Vector Storage and Type System
Turso stores vectors as compact binary blobs that preserve type information and dimensionality. When you insert a vector literal such as vector32('[0.1, 0.3, 0.5]'), the engine calls Vector::from_vec in core/vector/vector_types.rs to parse the JSON array and encode it into a dense binary format.

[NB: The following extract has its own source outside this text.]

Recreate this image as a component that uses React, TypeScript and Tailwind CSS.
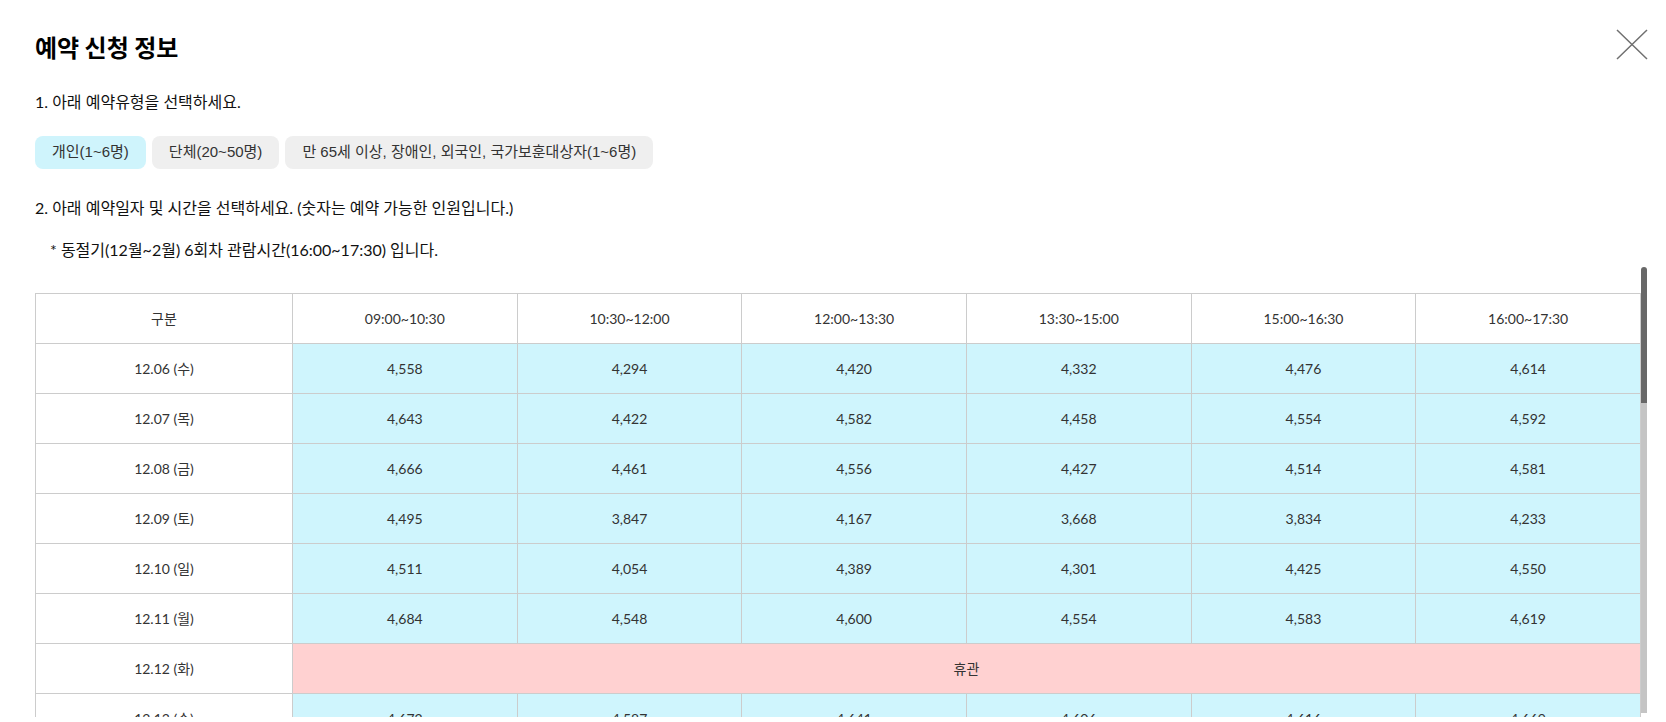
import React from "react";

const days = ["일", "월", "화", "수", "목", "금", "토"];
const times = ["09:00~10:30", "10:30~12:00", "12:00~13:30", "13:30~15:00", "15:00~16:30", "16:00~17:30"];

const known: Record<number, number[]> = {
  6: [4558, 4294, 4420, 4332, 4476, 4614],
  7: [4643, 4422, 4582, 4458, 4554, 4592],
  8: [4666, 4461, 4556, 4427, 4514, 4581],
  9: [4495, 3847, 4167, 3668, 3834, 4233],
  10: [4511, 4054, 4389, 4301, 4425, 4550],
  11: [4684, 4548, 4600, 4554, 4583, 4619],
  13: [4672, 4587, 4641, 4606, 4616, 4669],
};

function gen(d: number): number[] {
  const out: number[] = [];
  let s = d * 7919;
  for (let i = 0; i < 6; i++) {
    s = (s * 1103515245 + 12345) % 2147483648;
    out.push(4300 + (s % 400));
  }
  return out;
}

const rows = Array.from({ length: 26 }, (_, i) => {
  const d = 6 + i;
  const dow = (3 + i) % 7;
  return {
    label: `12.${String(d).padStart(2, "0")} (${days[dow]})`,
    closed: dow === 2,
    vals: known[d] ?? gen(d),
  };
});

const fmt = (n: number) => n.toLocaleString("en-US");

export default function App() {
  return (
    <div className="relative w-[1666px] h-[722px] overflow-hidden bg-white text-[#111] font-['Lato','Noto_Sans_CJK_KR',sans-serif]">
      <button className="absolute left-[1616px] top-[29px] w-[32px] h-[31px]" aria-label="close">
        <svg width="32" height="31" viewBox="0 0 32 31">
          <path d="M1 1 L31 30 M31 1 L1 30" stroke="#707070" strokeWidth="1.5" fill="none" />
        </svg>
      </button>
      <div className="pl-[35px] pr-[19px] flex flex-col">
        <h1 className="mt-[32px] h-[30px] leading-[30px] text-[24px] font-bold text-black font-['Noto_Sans_CJK_KR',sans-serif]">
          예약 신청 정보
        </h1>
        <p className="mt-[29px] h-[22px] leading-[22px] text-[16px]">1. 아래 예약유형을 선택하세요.</p>
        <div className="mt-[23px] flex gap-[6px] text-[15px] text-[#333] font-['Liberation_Sans','Noto_Sans_CJK_KR',sans-serif]">
          <button className="h-[33px] px-[17px] rounded-[8px] bg-[#cff4fc]">개인(1~6명)</button>
          <button className="h-[33px] px-[17px] rounded-[8px] bg-[#efefef]">단체(20~50명)</button>
          <button className="h-[33px] px-[17px] rounded-[8px] bg-[#efefef]">
            만 65세 이상, 장애인, 외국인, 국가보훈대상자(1~6명)
          </button>
        </div>
        <p className="mt-[28px] h-[22px] leading-[22px] text-[16px]">
          2. 아래 예약일자 및 시간을 선택하세요. (숫자는 예약 가능한 인원입니다.)
        </p>
        <p className="mt-[20px] pl-[15px] h-[22px] leading-[22px] text-[16px]">
          * 동절기(12월~2월) 6회차 관람시간(16:00~17:30) 입니다.
        </p>
        <div className="mt-[4px] h-[452px] w-[1612px] flex">
          <div className="w-[1606px] h-full overflow-hidden pt-[28px]">
            <table className="w-[1606px] table-fixed border-collapse text-[14px] text-[#333]">
              <colgroup>
                <col className="w-[257px]" />
                {times.map((t) => (
                  <col key={t} />
                ))}
              </colgroup>
              <thead>
                <tr>
                  <th className="h-[50px] border border-[#cccccc] font-normal">구분</th>
                  {times.map((t) => (
                    <th key={t} className="h-[50px] border border-[#cccccc] font-normal">
                      {t}
                    </th>
                  ))}
                </tr>
              </thead>
              <tbody>
                {rows.map((r) => (
                  <tr key={r.label}>
                    <td className="h-[50px] border border-[#cccccc] text-center">{r.label}</td>
                    {r.closed ? (
                      <td colSpan={6} className="h-[50px] border border-[#cccccc] text-center bg-[#ffd1d1]">
                        휴관
                      </td>
                    ) : (
                      r.vals.map((v, i) => (
                        <td key={i} className="h-[50px] border border-[#cccccc] text-center bg-[#cff5fd]">
                          {fmt(v)}
                        </td>
                      ))
                    )}
                  </tr>
                ))}
              </tbody>
            </table>
          </div>
          <div className="w-[6px] h-full pt-[2px] pb-[4px] flex flex-col">
            <div className="h-[136px] rounded-t-[3px] bg-[#686868]" />
            <div className="flex-1 bg-[#c4c4c4]" />
          </div>
        </div>
      </div>
    </div>
  );
}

Binary Format and Type Identification
The binary layout includes a trailing type byte that identifies whether the vector is dense, sparse, or quantized. The Vector::vector_type method (lines 38-84 of vector_types.rs) matches this byte to determine the dimensionality (dims) and select the appropriate Rust type (Float32Dense, Float32Sparse, etc.). This allows the engine to safely reinterpret the payload during later operations without additional metadata lookups.
Supported Vector Types
According to the source code analysis, Turso supports:
- Dense vectors:
Float32Dense,Float64Dense,Float8Quantized - Sparse vectors:
Float32Sparse(optimized for the IVF index) - Quantized vectors: Space-efficient 8-bit representations via
vector8()
SQL Vector Functions
The vector extension exposes constructor and utility functions through the SQLite parser, integrated via core/translate/expr/vectors.rs.
Vector Constructors
These functions parse JSON arrays and return binary blobs:
| Function | Description |
|---|---|
vector32(json) |
32-bit float dense vector |
vector64(json) |
64-bit float dense vector |
vector8(json) |
8-bit quantized vector |
vector32_sparse(json) |
Sparse 32-bit float vector |
Example:
INSERT INTO documents (embedding)
VALUES (vector32('[0.12, -0.34, 0.56, 0.78]'));
Distance Metrics
Turso implements multiple similarity functions in core/vector/operations/:
vector_distance_cos(v1, v2): Cosine distance (1 − cosine similarity), implemented indistance_cos.rsvector_distance_l2(v1, v2): Euclidean distancevector_distance_jaccard(v1, v2): Jaccard distance for binary/sparse vectors, implemented indistance_jaccard.rs
Utility Functions
Additional helpers include:
vector_extract(v): Serializes a vector back to JSON for debuggingvector_concat(v1, v2, ...): Concatenates multiple vectorsvector_slice(v, start, end): Extracts sub-vectors
Indexing Sparse Vectors with IVF
For production workloads, linear scans over thousands of embeddings become inefficient. Turso addresses this with a toy vector sparse IVF index located in core/index_method/toy_vector_sparse_ivf.rs.
Index Architecture
The IVF (Inverted File) index accelerates Jaccard similarity searches on sparse vectors only. When you create the index:
CREATE INDEX vec_idx ON documents
USING toy_vector_sparse_ivf (embedding);
The attach method (lines 26-33) registers the index with the schema. During insertion, the cursor extracts non-zero components via Vector::as_f32_sparse and updates two B-Tree structures:
- An inverted index mapping component values to row IDs
- A stats tree storing per-component min/max/count for query pruning
Query Pattern Recognition
Turso recognizes specific query patterns to trigger index usage. When you execute:
SELECT vector_distance_jaccard(embedding, vector32_sparse('[1,0,0,0]')) AS distance
FROM documents
ORDER BY distance
LIMIT 10;
The query planner matches this against the registered pattern in VectorSparseInvertedIndexMethod::attach, allowing the engine to use the inverted index rather than a full table scan.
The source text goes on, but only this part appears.